I may have misunderstood what folks were saying in my reading &
skimming of this thread.  I thought some folks were suggesting

   git rebase --root -X renormalize

as a way to renormalize the history, assuming you have linear history.
I was arguing against that; it's not going to work and isn't meant
to[1].  I also see I didn't look closely enough at Phillip's
suggestion, which was:

   git rebase --root -x 'git add --renormalize . && { git diff --quiet
--cached || git commit --amend --no-edit; }'

which will work if you do a lot of manual work to resolve line ending
difference conflicts.  Since the git add at each step will modify the
files on which the next commit is based, that causes the application
of the subsequent commit to conflict, and you probably will have
difficulty seeing those conflicts since they tend to just be line
ending differences.  But, mixing that with Brian's suggestion, you
get:

  git rebase --root -X renormalize -x 'git add --renormalize . && {
git diff --quiet --cached || git commit --amend --no-edit; }'

which should probably work if you have a linear history (though I've
never tried it myself; I've never actually used the renormalization
stuff beyond making sure that merge-ort matched merge-recursive).  The
`git add --renormalize .` does the work of changing files, and the `-X
renormalize` to git allows it to handle merging subsequent commits
with the munged line ending differences as it does its work.
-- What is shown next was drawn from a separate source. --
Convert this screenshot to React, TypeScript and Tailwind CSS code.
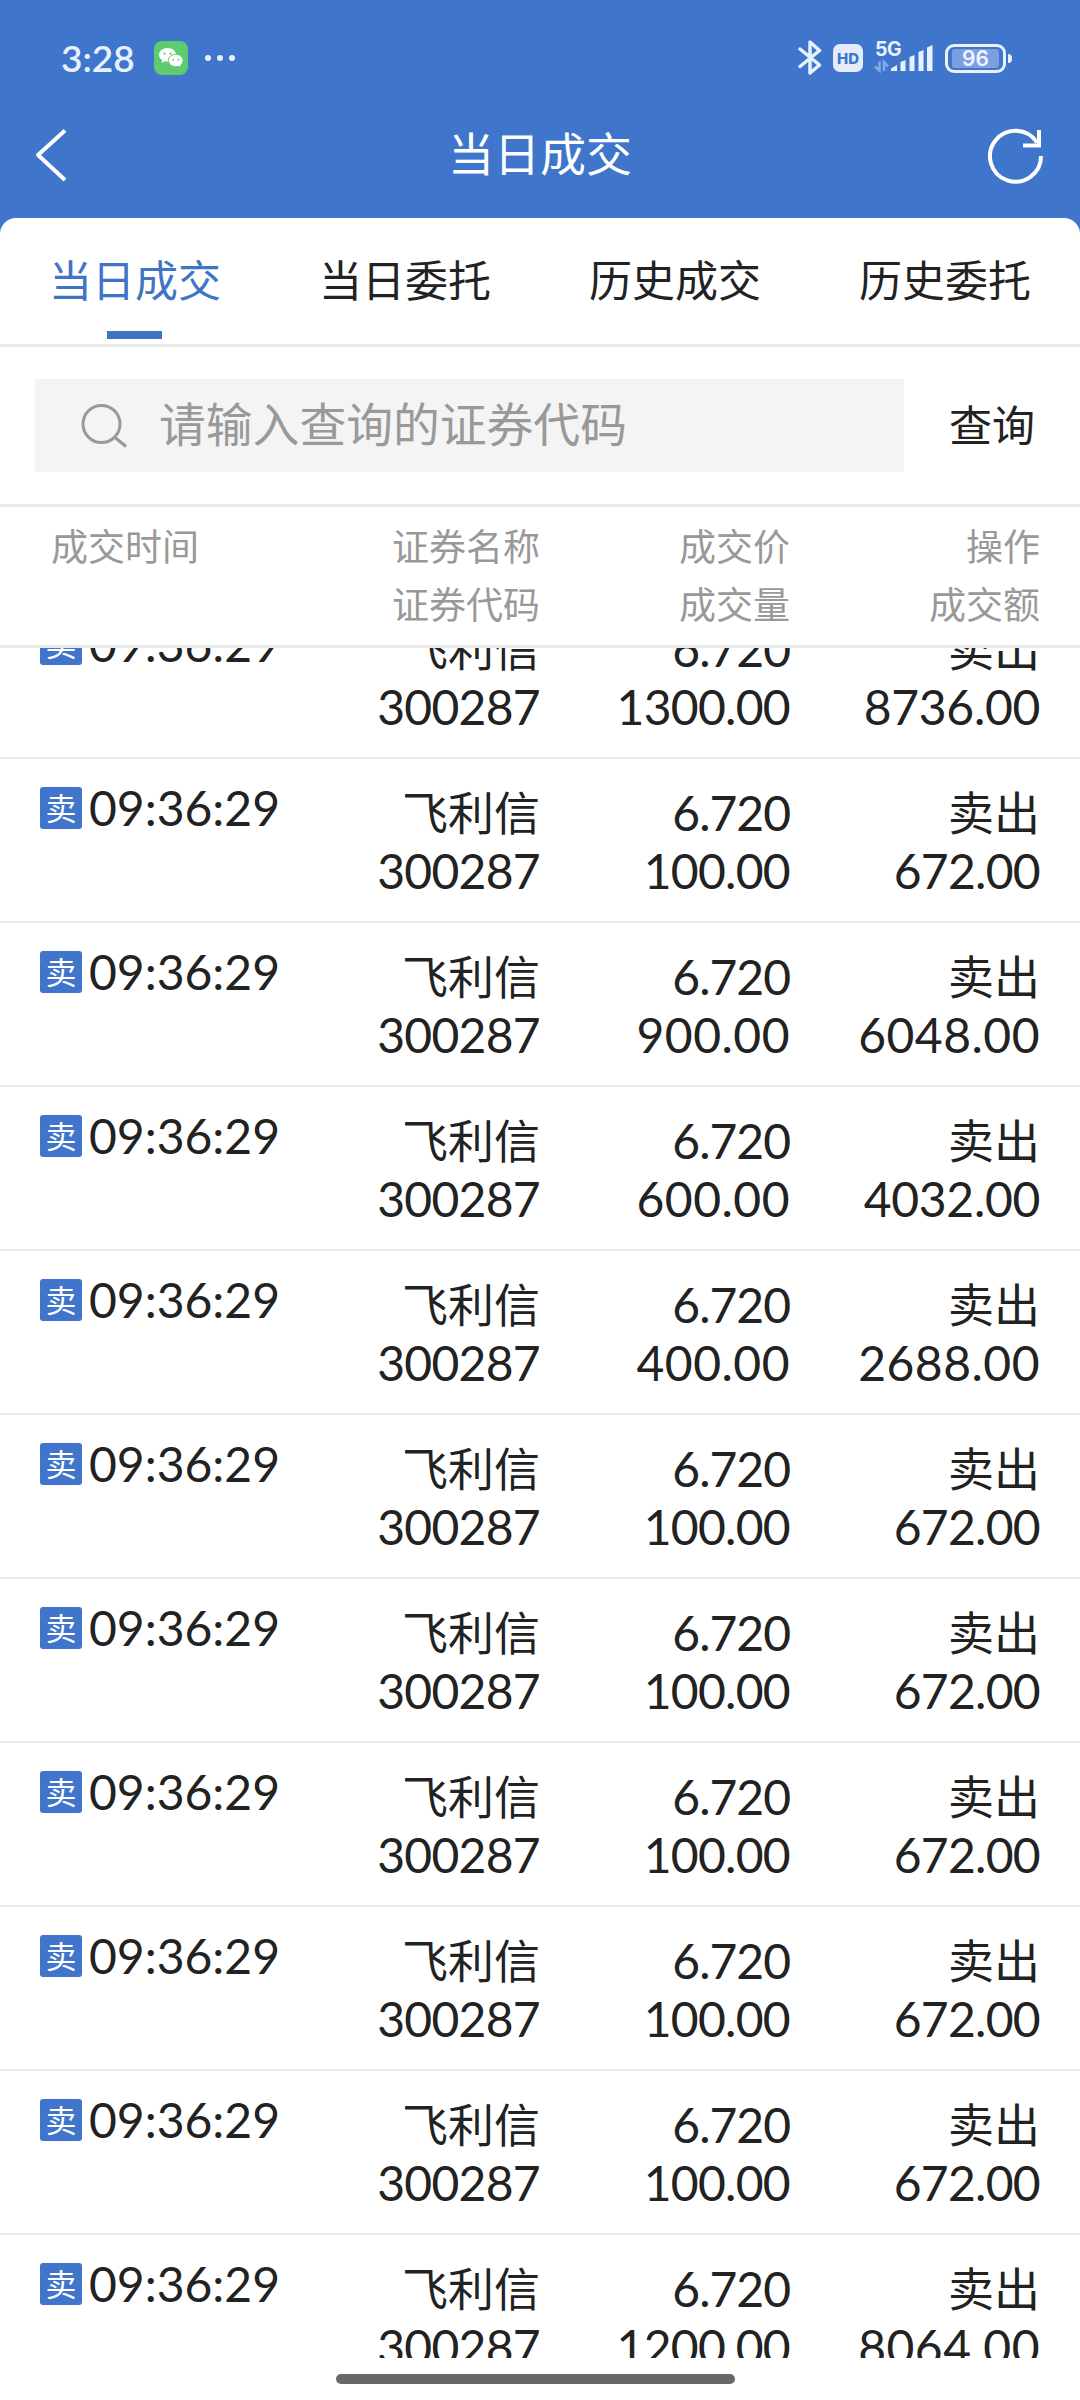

Were you trying one of these three?  Or something else?

Elijah


[1] The renormalize option to the merge machinery ensures that new
blobs produced by the merge have normalized content, and avoid
conflicts when the only differences between files are normalization
ones.  This option does not ensure that new trees only reference new
content nor that they only reference normalized content; _any_
pre-existing blobs in the repository are fair game for new trees to
reference.  As per the manual: "renormalize...This runs a virtual
check-out and check-in of all three stages of a file when resolving a
three-way merge..."  So, the existing behavior of the renormalize
option to rebase/cherry-pick/merge is correct.  It may not be what you
want, but I don't think cherry-picking/rebasing/merging with the
renormalize option is the right tool for this job.